U+0029 ) RIGHT PARENTHESIS

U+005B [ LEFT SQUARE BRACKET

U+005D ] RIGHT SQUARE BRACKET

U+007B { LEFT CURLY BRACKET

U+007D } RIGHT CURLY BRACKET

U+00AB « LEFT-POINTING DOUBLE ANGLE QUOTATION MARK

U+00BB » RIGHT-POINTING DOUBLE ANGLE QUOTATION MARK

Proposed extension of UBA for bidi_IRIs

The proposed UBA extension would display any recognized bidi_IRI in the following way. The goal of this display is to ensure that the fields of bidi_IRI occur in a predictable, uniform order.

Characters are escaped in IRIs using a sequence like ‘%61’ for ‘a’. In each of the following options, any such sequence, that is, (%[0-9A-Fa-f]{2})+ is handled specially. It is displayed as though it were embedded in LRO..PDF.

For a bidi_IRI:

A separator is defined as any instance of the quoted strings in the bidi_IRI BNF:

right after a scheme: “://”
in a domain: IDNSep
right after a domain: “/” , “?”, “#”
in a path: “/”
right after a path: “?”, “#”
in a query: “=” or “&”
right after a query: “#”

A field is defined as any text between separators, or at the front or end.

For a bidi_filename, a separator is defined as any path_sep.

For a bidi_email, the ‘@’ is a separator, as is any IDNSep in the domain.

Option 1: Constant Order

Each bidi_structure is displayed with fields from left to right. Thus the examples shown above in Table 2 will instead appear with a predicatible order of their fields. The order is the same whether the bidi_structure is in a RTL or in a LTR environment (paragraph).

Table 3. Constant order

Environment

Display

LTR, RTL

http://ab.cd.com/mn/op

http://ab.cd.FE.HG.com/JI/LK/mn/op

http://FE.HG/JI/LK

Note that just the ordering of the fields is changed. The ordering of the characters within each field is unaffected; the rules for bidirectional display specified in the UBA still apply. For example, the field with memory order EF still displays from right to left, as FE.

An implementation of the UBA extension can accomplish the display of Table 3 by behaving as if:

the entire bidi_IRI is embedded in an <LRE>...<PDF> sequence, and
each field in that bidi_IRI is surrounded by LRMs.
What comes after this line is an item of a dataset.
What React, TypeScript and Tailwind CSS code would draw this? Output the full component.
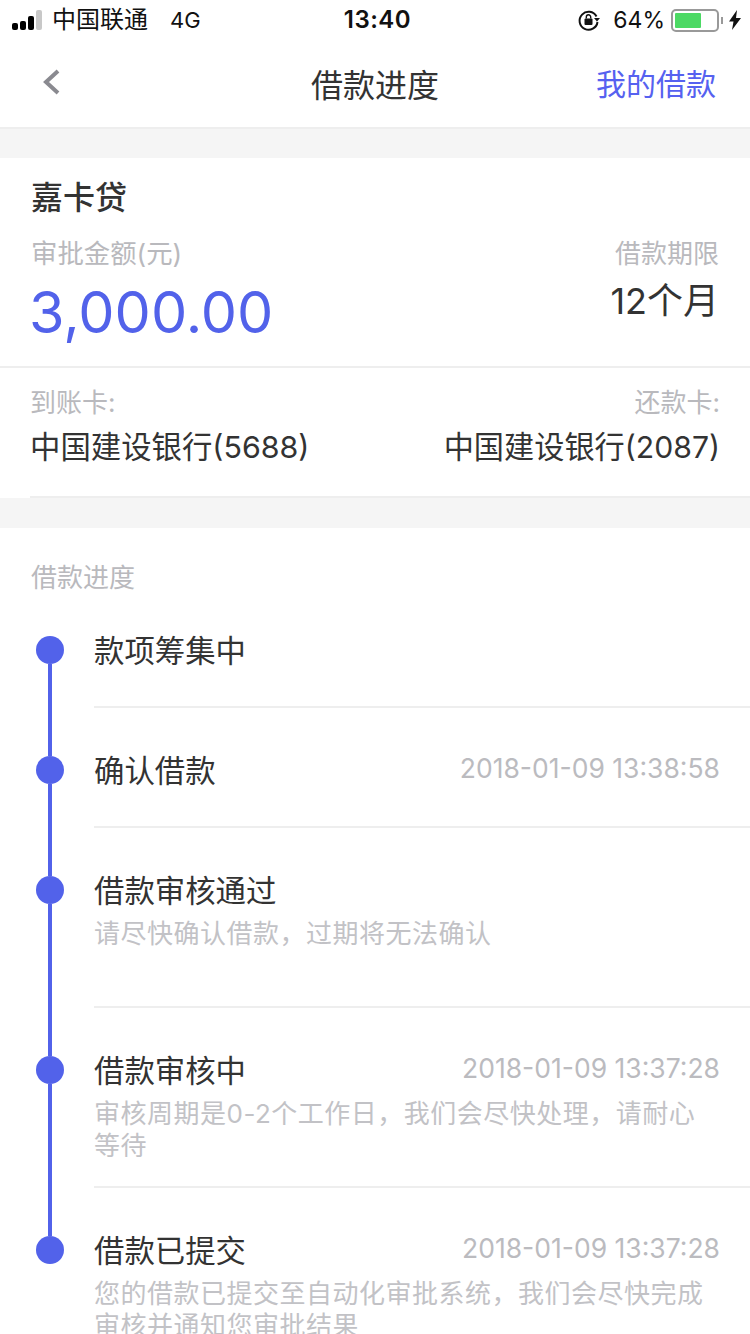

If the field ordering of IRIs were consistently “big-endian”, it would be useful to have their display ordering depend on the direction of the paragraph. However, IRIs are not consistently big-endian; the most important part, the domain, has its fields organized in little-endian order. For example, http://www12.sap.com/uk/about would be http://com.sap.www12/uk/about if it were in big-endian order.

Because the ordering of fields in an IRI is already inconsistent, this proposal is to have a consistent ordering always, no matter what the bidi environment is (RTL vs LTR).

The UTC is leaning towards this option, but would like feedback on this choice, whether pro or con.

Option 2. Environment Order

Alternatively, the ordering of fields could be subject to the environment (whether the current embedding level is RTL or LTR). Thus the examples shown above in Table 2 will instead appear as in Table 4:

Table 4. Environment order

Environment

Display

LTR

http://ab.cd.com/mn/op

http://ab.cd.FE.HG.com/JI/LK/mn/op

http://FE.HG/JI/LK

RTL

op/mn/com.cd.ab//:http

op/mn/LK/JI/com.HG.FE.cd.ab//:http

LK/JI/HG.FE//:http

An advantage of this option is that for IRIs that have only RTL letters, the appearance would more closely match what happens currently. A disadvantage is that the appearance of an IRI may change radically depending on the environment.

Option 3. Content Order

A third option would be to have the ordering not depend only on the environment, but instead depend on whether there were any RTL characters in the bidi_structure. Thus the examples shown above in Table 2 will instead appear as in Table 5:

Table 5. Content order

Environment	Display
LTR, RTL	http://ab.cd.com/mn/op op/mn/LK/JI/com.HG.FE.cd.ab//:http LK/JI/HG.FE//:http

Having the order of fields depend on whether there is any RTL character in the IRI, is problematic. Having or not having a RTL character in the path, query or fragment part would turn around the whole bidi_structure display, including any domain part. This is likely to be very confusing for users.

Option 4. TLD Order

A further suggested option is to use the direction of the TLD to determine the order. So if, say, the TLD had no LTR characters, the overall direction would be RTL. The appearance would be the same as in Table 4.

A significant advantage of this is that the order would be determinant, like that of Constant Order. A different strategy would need to be applied for file names, however.